Where to store the parsed data? We could write the resulting parsed data to other files. Even at 10x reduction, we're still talking 800 TB of parsed data to handle. We could have the parser write to a streaming system which then does further modifications to the stream of data before it deposits the results in some data store (database, data lake, data ocean, whatever). This leads us into how to store 800 TB of data.
Parsed Data Storage
Modern analytics systems need to query data in expected formats. The parsing system has to understand the source and destination formats. Really, you're just converting from one format to another. The industry loves JSON because you can define the format and create your own key:data scenario (aka key-value store). After the raw logs are into JSON format, another parser can be used to further convert the data into the desired destination format, such as SQL.
Say streaming it to the datastore seems the most popular solution. The industry sure loves their streaming solutions. Instead of writing to file systems, we just parse -> transform -> load into data system. It sounds great until something mid-stream fails. We're still working with 800 TB of data. Lots will fail.
The data store itself is also huge. If the raw parsed data is 800 TB, with indexes and overhead of the database system, it's back to a petabyte or so.
Let's recap. We've taken 8 PB, extracted what we want out of it, down to 800 TB. We're at a total of 8.8 PB of data now. With data storage overhead, assuming SQL servers, NoSQL servers, distributed data lakes, etc, we're around 9.5 PB of data. We haven't started to analyze anything yet.
Lateral Solutions
At some level, the data is already in a structured format as it sits on disk in log files. Rather than all this Map/Reduce/ETL stuff, can we just build indexes directly off the raw log files?
Yes. Yes we can. AWS Athena can do this off data in S3. Here's how much it costs per query:
At list price, $1.2m/query. Say we're going to make a few thousand queries a day, we quickly get into the billions. This is the per day cost. There are still data transfer charges to get the data out of the datacenter and into AWS S3, so we can use Athena. Ok, this is just throwing away money.
We start looking at building binary data stores, aka indexes. I don't want to load 8 PB of raw log data into a search engine, so it can build indexes. I want to build indexes off the raw log data. It's highly repetitive, UTF-8 compliant data. I then want to search those indexes.
This takes me into theories of computing and O(log n) time and query efficiency. It's a fascinating new world. As said at the start, there is no solution. Building indexes off raw log data is the current plan. A filesystem as database would be a neat thing to have now. There is prior work on this topic.
Let's think more lateral about possible solutions. A quick brainstorming session results in these:
- do nothing and don't analyze the data (then why are we keeping it?)
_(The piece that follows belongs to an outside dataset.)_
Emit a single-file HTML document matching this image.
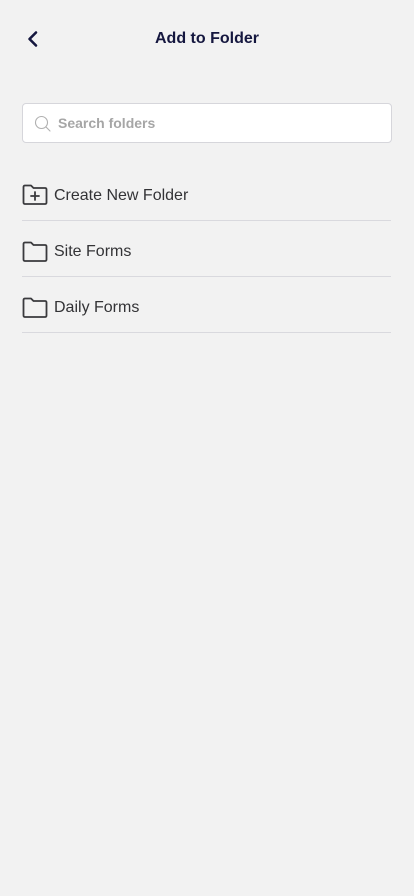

- delete it and the problem is gone (then why are we keeping it?)
- create a new database or document file system and move the logs to it
- build binary indexes for each log file and then indexes of indexes for parallel querying
- load everything into a data lake, use Hadoop/Hive to query
- parse the data to an intermediary format for loading into current analytic systems
- look into quantum computing and the ability to query all of the data at once through superposition and some sort of sub-atomic magic
- build our own cloud to replicate AWS Athena functionality
- create a Kaggle competition and let smarter people figure it out
- fund academic grants and let smarter people figure it out
- use mechanical turk/cheap labor to sort and parse the data
- build a crawler/search engine on Elastic Search/Solr/MongoDB and query with existing tools.
- develop a time machine to go back in time and rewrite the logging system to use a more structured format
- develop a time machine to go forward in time and see how we solved the challenge
- pretend no one saw the 8 PB filesystem
And we're back to square one. We have 8 petabytes of log files and need to analyze them. Ta da!